Six different flower walls were spread throughout the shopping center. Each one was visually striking — the kind of backdrop people naturally stop and take photos in front of. Patrons could pose, snap a picture, and share it with their friends, family, and social media followers.


Next to each wall was a scan code linking to the full schedule of events the campaign was promoting.


That's it. Simple, low-tech, and incredibly effective.


Why It Worked


There are two things this campaign got right that most experience marketing efforts miss.


First, the walls were genuinely worth photographing. 


They didn't look like advertisements.

They looked like art installations.


The whole engine that makes experience marketing work is people willingly promoting it for you, and they only do that when the experience feels worth their attention. The moment something feels like an ad, the social sharing dies.


These six walls were gorgeous (props to the designers and creators as well), and that makes it that much more impactful.


Second, every wall connected back to a clear next step. 


The QR code linking to the event schedule turned a photo moment into a conversion path. Without that, the walls would have been decoration. With it, they became a top-of-funnel acquisition tool that fed directly into the campaign's actual goal.


The shareability of the photo, paired with a real call to action, is what separates an effective experience marketing from forgettable experience marketing.


You Don't Need a Mall-Sized Budget to Pull This Off


The instinct, when most small business owners see a campaign like this, is to assume it's out of reach.


Big brand. Big budget. Not for me.


That's wrong.


The principles behind the Flower Wall Experience are completely transferable, and the execution can be scaled down to fit almost any business. Here are four ideas that bring the same energy without the price tag.


1. A Branded Photo Moment

You don't need six flower walls. You need one good backdrop.


A well-designed mural on the side of your building.

A neon sign with a clever phrase that customers want a photo with.

A seasonal installation that changes a few times a year.


The cost can be as minimal as you want it to be.


The return — measured in organic social reach — can be significant.


The only rule is that the moment has to feel worth photographing on its own.

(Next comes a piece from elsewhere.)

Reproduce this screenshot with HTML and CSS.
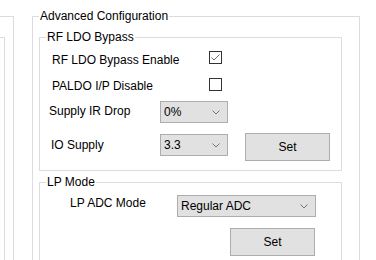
FILE: index.html
```html
<!DOCTYPE html>
<html>
<head>
<meta charset="utf-8">
<link rel="stylesheet" href="styles.css">
</head>
<body>
<div class="stage">
  <div class="left-outer">
    <div class="left-inner"></div>
  </div>
  <div class="group adv">
    <span class="legend">Advanced Configuration</span>
    <div class="group rf">
      <span class="legend">RF LDO Bypass</span>
      <div class="row r1">
        <span class="label l1">RF LDO Bypass Enable</span>
        <span class="check">
          <svg width="13" height="13" viewBox="0 0 13 13"><rect x="0.5" y="0.5" width="12" height="12" fill="#fff" stroke="#333"/><polyline points="2.5,6.5 5,9 10.5,3.5" fill="none" stroke="#6e6e6e" stroke-width="1"/></svg>
        </span>
      </div>
      <div class="row r2">
        <span class="label l1">PALDO I/P Disable</span>
        <span class="check">
          <svg width="13" height="13" viewBox="0 0 13 13"><rect x="0.5" y="0.5" width="12" height="12" fill="#fff" stroke="#333"/></svg>
        </span>
      </div>
      <div class="row r3">
        <span class="label l3">Supply IR Drop</span>
        <span class="combo small"><span class="val">0%</span><svg class="chev" width="8" height="5" viewBox="0 0 8 5"><polyline points="0.5,0.5 4,4 7.5,0.5" fill="none" stroke="#777"/></svg></span>
      </div>
      <div class="row r4">
        <span class="label l4">IO Supply</span>
        <span class="combo small c4"><span class="val">3.3</span><svg class="chev" width="8" height="5" viewBox="0 0 8 5"><polyline points="0.5,0.5 4,4 7.5,0.5" fill="none" stroke="#777"/></svg></span>
        <span class="btn set1">Set</span>
      </div>
    </div>
    <div class="group lp">
      <span class="legend">LP Mode</span>
      <div class="row r5">
        <span class="label l5">LP ADC Mode</span>
        <span class="combo wide"><span class="val">Regular ADC</span><svg class="chev" width="8" height="5" viewBox="0 0 8 5"><polyline points="0.5,0.5 4,4 7.5,0.5" fill="none" stroke="#777"/></svg></span>
      </div>
      <div class="row r6">
        <span class="btn set2">Set</span>
      </div>
    </div>
  </div>
</div>
</body>
</html>
```
FILE: styles.css
```css
html, body {
  margin: 0;
  padding: 0;
  background: #fff;
}
body {
  font-family: "Liberation Sans", Arial, sans-serif;
  font-size: 12px;
  color: #000;
  width: 376px;
  height: 260px;
  overflow: hidden;
}
.stage {
  display: flex;
  align-items: flex-start;
  height: 260px;
  overflow: hidden;
}
.left-outer {
  flex: none;
  width: 13px;
  height: 300px;
  margin-top: 16px;
  border-top: 1px solid #dcdcdc;
  border-right: 1px solid #dcdcdc;
}
.left-inner {
  width: 4px;
  height: 300px;
  margin-top: 20px;
  border-top: 1px solid #dcdcdc;
  border-right: 1px solid #dcdcdc;
}
.group {
  position: relative;
  border: 1px solid #dcdcdc;
}
.legend {
  position: absolute;
  top: -8px;
  left: 6px;
  padding: 0 1px;
  line-height: 15px;
  background: #fff;
  white-space: nowrap;
}
.adv {
  flex: none;
  width: 326px;
  height: 300px;
  margin-left: 18px;
  margin-top: 16px;
  border-bottom: none;
}
.rf {
  margin: 20px 17px 0 6px;
  padding-bottom: 9px;
}
.lp {
  margin: 11px 17px 0 6px;
  height: 120px;
}
.row {
  display: flex;
  align-items: flex-start;
}
.label {
  flex: none;
  line-height: 14px;
  white-space: nowrap;
}
.r1 { margin-top: 13px; }
.r1 .label { margin-top: 2px; }
.l1 { margin-left: 12px; width: 157px; }
.r2 { margin-top: 11px; }
.r2 .label { margin-top: 1px; }
.r3 { margin-top: 8px; }
.r3 .label { margin-top: 3px; }
.l3 { margin-left: 9px; width: 111px; }
.r4 { margin-top: 10px; }
.r4 .label { margin-top: 5px; }
.l4 { margin-left: 11px; width: 109px; }
.c4 { margin-top: 1px; }
.r5 { margin-top: 12px; }
.r5 .label { margin-top: 1px; }
.l5 { margin-left: 30px; width: 107px; }
.r6 { margin-top: 11px; }
.check {
  flex: none;
  display: block;
  width: 13px;
  height: 13px;
}
.check svg { display: block; }
.combo {
  flex: none;
  box-sizing: border-box;
  height: 22px;
  display: flex;
  align-items: center;
  justify-content: space-between;
  padding: 0 7px 0 3px;
  background: #e1e1e1;
  border: 1px solid #adadad;
}
.combo .val { line-height: 14px; }
.chev { display: block; }
.small { width: 68px; }
.wide { width: 139px; }
.btn {
  flex: none;
  box-sizing: border-box;
  width: 85px;
  height: 28px;
  display: flex;
  align-items: center;
  justify-content: center;
  background: #e1e1e1;
  border: 1px solid #adadad;
}
.set1 { margin-left: 17px; }
.set2 { margin-left: 190px; }
```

If it looks like an ad, the entire campaign falls apart.


2. Chalk or Sidewalk Takeovers


If your business has some local foot traffic (maybe an outdoor mall or downtown area), consider hiring a local chalk artist to create a piece outside your business.

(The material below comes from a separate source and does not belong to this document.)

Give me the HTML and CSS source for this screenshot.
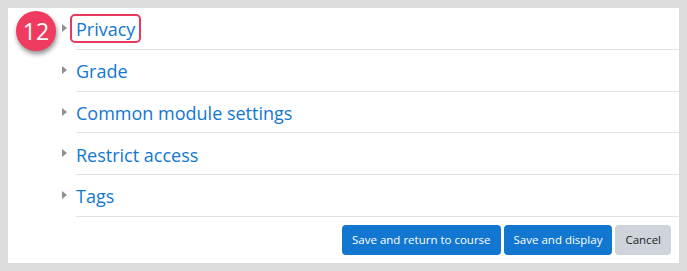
FILE: index.html
```html
<!DOCTYPE html>
<html lang="en">
<head>
  <meta charset="UTF-8">
  <title>Activity settings</title>
  <link rel="stylesheet" href="styles.css">
</head>
<body>

  <div class="panel">

    <!-- Collapsed sections -->
    <div class="section">
      <span class="caret"></span>
      <span class="section-title highlight">Privacy</span>
    </div>
    <div class="section">
      <span class="caret"></span>
      <span class="section-title">Grade</span>
    </div>
    <div class="section">
      <span class="caret"></span>
      <span class="section-title">Common module settings</span>
    </div>
    <div class="section">
      <span class="caret"></span>
      <span class="section-title">Restrict access</span>
    </div>
    <div class="section">
      <span class="caret"></span>
      <span class="section-title">Tags</span>
    </div>

    <!-- Form buttons -->
    <div class="actions">
      <button class="btn btn-primary">Save and return to course</button>
      <button class="btn btn-primary">Save and display</button>
      <button class="btn btn-secondary">Cancel</button>
    </div>

    <div class="step-badge">12</div>
  </div>

</body>
</html>
```

FILE: styles.css
```css
body {
  margin: 0;
  padding: 8px;
  background-color: #dcdcdc;
  font-family: "Open Sans", "Noto Sans", sans-serif;
}

.panel {
  position: relative;
  background-color: #fff;
  height: 255px;
  box-sizing: border-box;
  padding-right: 8px;
}

.section {
  display: flex;
  align-items: center;
  height: 40.75px;
  margin-left: 68px;
  margin-right: -8px;
  border-bottom: 1px solid #dee2e6;
  position: relative;
}

.caret {
  position: absolute;
  left: -14px;
  top: 16px;
  width: 0;
  height: 0;
  border-top: 4.5px solid transparent;
  border-bottom: 4.5px solid transparent;
  border-left: 5px solid #8f8f8f;
}

.section-title {
  font-size: 18px;
  color: #1177d1;
  line-height: 24px;
  padding-top: 2px;
}

.highlight {
  margin-left: -6px;
  margin-top: 1px;
  padding: 1px 4px 0 4px;
  border: 2px solid #e83a5d;
  border-radius: 5px;
}

.actions {
  display: flex;
  justify-content: flex-end;
  gap: 3px;
  margin-top: 8px;
}

.btn {
  font-family: "Open Sans", "Noto Sans", sans-serif;
  font-size: 11.5px;
  height: 30px;
  padding: 0 10px;
  border: none;
  border-radius: 4px;
  cursor: pointer;
}

.btn-primary {
  background-color: #1177d1;
  color: #fff;
}

.btn-secondary {
  background-color: #ced4da;
  color: #1d2125;
}

/* Step marker over the first section */
.step-badge {
  position: absolute;
  left: 8px;
  top: 3px;
  width: 40px;
  height: 40px;
  border-radius: 50%;
  background-color: #ef3b5f;
  color: #fff;
  font-size: 23px;
  display: flex;
  align-items: center;
  justify-content: center;
  box-shadow: 1px 3px 5px rgba(0, 0, 0, 0.45);
}
```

The cost is usually a few hundred dollars, and you get three things in return: a crowd that stops to watch the work happen, a flood of organic photos and shares, and a relationship with a local creative who now has a reason to talk about your business.

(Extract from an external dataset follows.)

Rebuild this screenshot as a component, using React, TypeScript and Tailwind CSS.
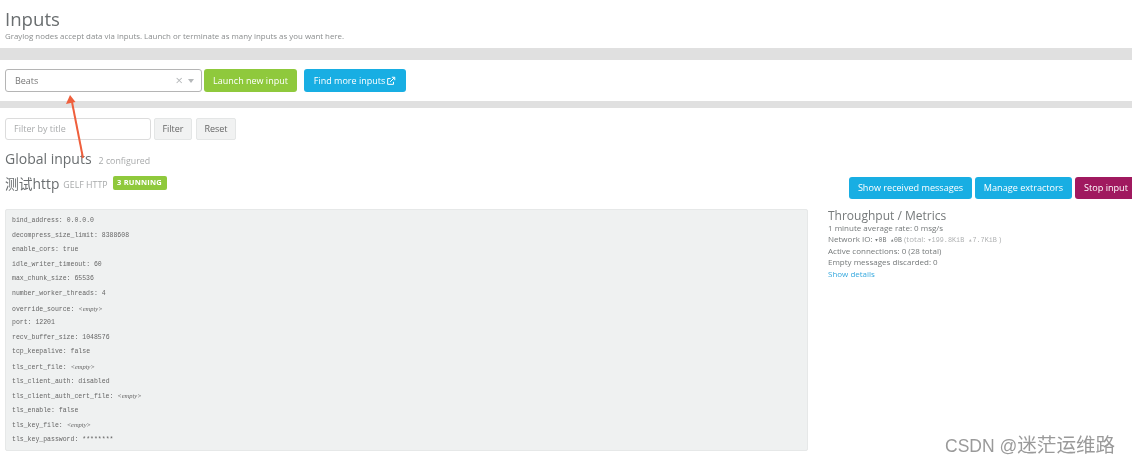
import React from "react";

const config: [string, string, boolean?][] = [
  ["bind_address", "0.0.0.0"],
  ["decompress_size_limit", "8388608"],
  ["enable_cors", "true"],
  ["idle_writer_timeout", "60"],
  ["max_chunk_size", "65536"],
  ["number_worker_threads", "4"],
  ["override_source", "<empty>", true],
  ["port", "12201"],
  ["recv_buffer_size", "1048576"],
  ["tcp_keepalive", "false"],
  ["tls_cert_file", "<empty>", true],
  ["tls_client_auth", "disabled"],
  ["tls_client_auth_cert_file", "<empty>", true],
  ["tls_enable", "false"],
  ["tls_key_file", "<empty>", true],
  ["tls_key_password", "********"],
];

export default function App() {
  return (
    <div className="relative w-[1132px] h-[464px] overflow-hidden bg-white text-[#6b6f70] font-['Open_Sans','Noto_Sans_CJK_SC',sans-serif] blur-[0.45px]">
      <div className="pl-[5px] pt-[8px] h-[48px]">
        <h1 className="text-[18.6px] leading-[22px] text-[#6a6e70]">Inputs</h1>
        <p className="text-[7.9px] leading-[11px] mt-[1px] text-[#8a8d8e]">
          Graylog nodes accept data via inputs. Launch or terminate as many inputs as you want here.
        </p>
      </div>
      <div className="h-[12px] bg-[#e0e0e0]" />
      <div className="flex items-center gap-[2px] pl-[5px] mt-[9px] h-[23px]">
        <div className="flex items-center w-[197px] h-[23px] border border-[#b5b5b5] rounded-[3px] bg-white pl-[9px] pr-[7px] text-[9px] text-[#777]">
          <span className="flex-1">Beats</span>
          <span className="text-[13px] leading-none text-[#b5b8ba] mr-[5px]">×</span>
          <span className="w-0 h-0 border-x-[3.5px] border-x-transparent border-t-[4px] border-t-[#b5b8ba]" />
        </div>
        <button className="w-[93px] h-[23px] rounded-[3px] bg-[#8fc93c] text-white text-[9px]">Launch new input</button>
        <button className="ml-[5px] flex items-center justify-center gap-[1px] w-[102px] h-[23px] rounded-[3px] bg-[#18aee3] text-white text-[9px]">
          Find more inputs
          <svg width="10" height="10" viewBox="0 0 24 24" fill="none" stroke="white" strokeWidth="2.4">
            <path d="M18 14v6H4V6h7" />
            <path d="M10 14L20 4M14 3h7v7" />
          </svg>
        </button>
      </div>
      <div className="h-[7px] mt-[9px] bg-[#e0e0e0]" />
      <div className="flex items-center gap-[3px] pl-[5px] mt-[10px] h-[22px]">
        <div className="flex items-center w-[146px] h-[22px] border border-[#dcdcdc] rounded-[3px] pl-[8px] text-[9px] text-[#a9abac]">
          Filter by title
        </div>
        <button className="w-[38px] h-[22px] rounded-[2px] border border-[#e4e6e6] bg-[#f1f2f2] text-[9px] text-[#666]">Filter</button>
        <button className="ml-[1px] w-[40px] h-[22px] rounded-[2px] border border-[#e4e6e6] bg-[#f1f2f2] text-[9px] text-[#666]">Reset</button>
      </div>
      <div className="flex items-baseline pl-[5px] mt-[9px] h-[20px]">
        <h2 className="text-[14px] leading-[20px] text-[#6a6e70]">Global inputs</h2>
        <span className="ml-[7px] text-[8.8px] text-[#a8aaab]">2 configured</span>
      </div>
      <div className="flex justify-between pl-[5px] mt-[6px] h-[35px]">
        <div className="flex items-start">
          <span className="text-[13.8px] leading-[18px] text-[#6a6e70]">测试http</span>
          <span className="ml-[4px] mt-[4px] text-[8.8px] leading-[12px] text-[#a8aaab]">GELF HTTP</span>
          <span className="ml-[5px] mt-[1px] flex items-center justify-center w-[54px] h-[14px] bg-[#8fc93c] rounded-[2px] text-white text-[7.5px] font-bold tracking-[0.2px]">
            3 RUNNING
          </span>
        </div>
        <div className="flex gap-[3px] mt-[2px] h-[22px] w-[283px] shrink-0 overflow-hidden">
          <button className="w-[123px] shrink-0 h-[22px] rounded-[3px] bg-[#18aee3] text-white text-[9.1px]">Show received messages</button>
          <button className="w-[97px] shrink-0 h-[22px] rounded-[3px] bg-[#18aee3] text-white text-[9.1px]">Manage extractors</button>
          <button className="w-[62px] shrink-0 h-[22px] rounded-[3px] bg-[#a0195f] text-white text-[9.1px]">Stop input</button>
        </div>
      </div>
      <div className="flex pl-[5px] mt-[-1px]">
        <div className="w-[803px] h-[242px] shrink-0 bg-[#eff1f1] border border-[#e6e8e8] rounded-[2px] pl-[6px] pt-[4px] font-['Liberation_Mono',monospace] text-[6.5px] leading-[14.6px] text-[#666]">
          {config.map(([k, v, em]) => (
            <div key={k} className="whitespace-pre h-[14.6px]">
              {k}: {em ? <em className="font-['Liberation_Serif',serif]">{v}</em> : v}
            </div>
          ))}
        </div>
        <div className="ml-[20px] text-[8px] leading-[11.4px] text-[#75797a]">
          <h3 className="text-[12px] leading-[14px] mb-[-1px]">Throughput / Metrics</h3>
          <div className="h-[11.4px]">1 minute average rate: 0 msg/s</div>
          <div className="h-[11.4px]">
            Network IO: <span className="font-['Liberation_Mono',monospace] text-[6.5px]">▾0B ▴0B</span>{" "}
            <span className="text-[#b0b2b3]">(total: <span className="font-['Liberation_Mono',monospace] text-[6.8px]">▾199.8KiB ▴7.7KiB</span> )</span>
          </div>
          <div className="h-[11.4px]">Active connections: 0 (28 total)</div>
          <div className="h-[11.4px]">Empty messages discarded: 0</div>
          <div className="text-[#37a9de]">Show details</div>
        </div>
      </div>
      <svg className="absolute left-[62px] top-[90px]" width="30" height="80" viewBox="0 0 30 80">
        <path d="M21 68L10 12" stroke="#ef5f3c" strokeWidth="2" fill="none" />
        <path d="M8 5L4 14L13.5 12Z" fill="#ef5f3c" />
      </svg>
      <div className="absolute left-[945px] top-[433px] leading-[24px] text-[#9a9a9a] font-['Liberation_Sans','Noto_Sans_CJK_SC',sans-serif] text-[17.5px] whitespace-nowrap">
        CSDN @<span className="text-[19.6px]">迷茫运维路</span>
      </div>
    </div>
  );
}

BONUS: Tie the artwork to a season, a holiday, or a specific campaign for extra mileage.


DOUBLE BONUS: An even cheaper alternative is to create a stencil of your brand logo and spray it onto the sidewalk with tire cleaner (yes, you read that right). Your logo pops off the pavement when it drizzles, creating a simple talking point for passers-by.


3. Pop-Up Partnerships


Team up with another local business that shares your audience but doesn't compete with you.


A coffee shop is hosting a florist for Valentine's Day.

A gym hosting a smoothie brand on Saturday morning.

A real estate office hosting a home stager for an open house weekend.


The cost is essentially nothing — just the coordination time. The return is exposure to an entirely new audience that already trusts the partner you're working with.


BONUS: This can create meaningful relationships with fellow businesses in your area, creating even more local buzz and goodwill.


4. A Treasure Hunt Campaign


Hide branded items — stickers, gift cards, small prizes — around your town, and drop clues on your social channels for people to find them.


Even if only 20 or 30 people actively participate, the buzz extends well beyond the participants.


People talk about hunts. They share clues. They post about finding things. And every person who walks away with a branded item becomes a small, mobile advertisement for your business.


The Bottom Line Lesson


If you take one thing away from the Flower Wall Experience, let it be this: cost is rarely the limiting factor in great marketing. The idea and the follow-through are.


A flower wall without a QR code and a clear next step is just decoration.

A chalk drawing without a campaign attached to it is just a nice picture.

A pop-up without a follow-up email is just a busy weekend.


Experience marketing isn't about being clever. It's about being clever and connected to the funnel.


If you're a small business owner thinking about how to bring more of this into your strategy, start with one question: what's the moment, and what's the next step?


Get those two things right, and the rest tends to take care of itself.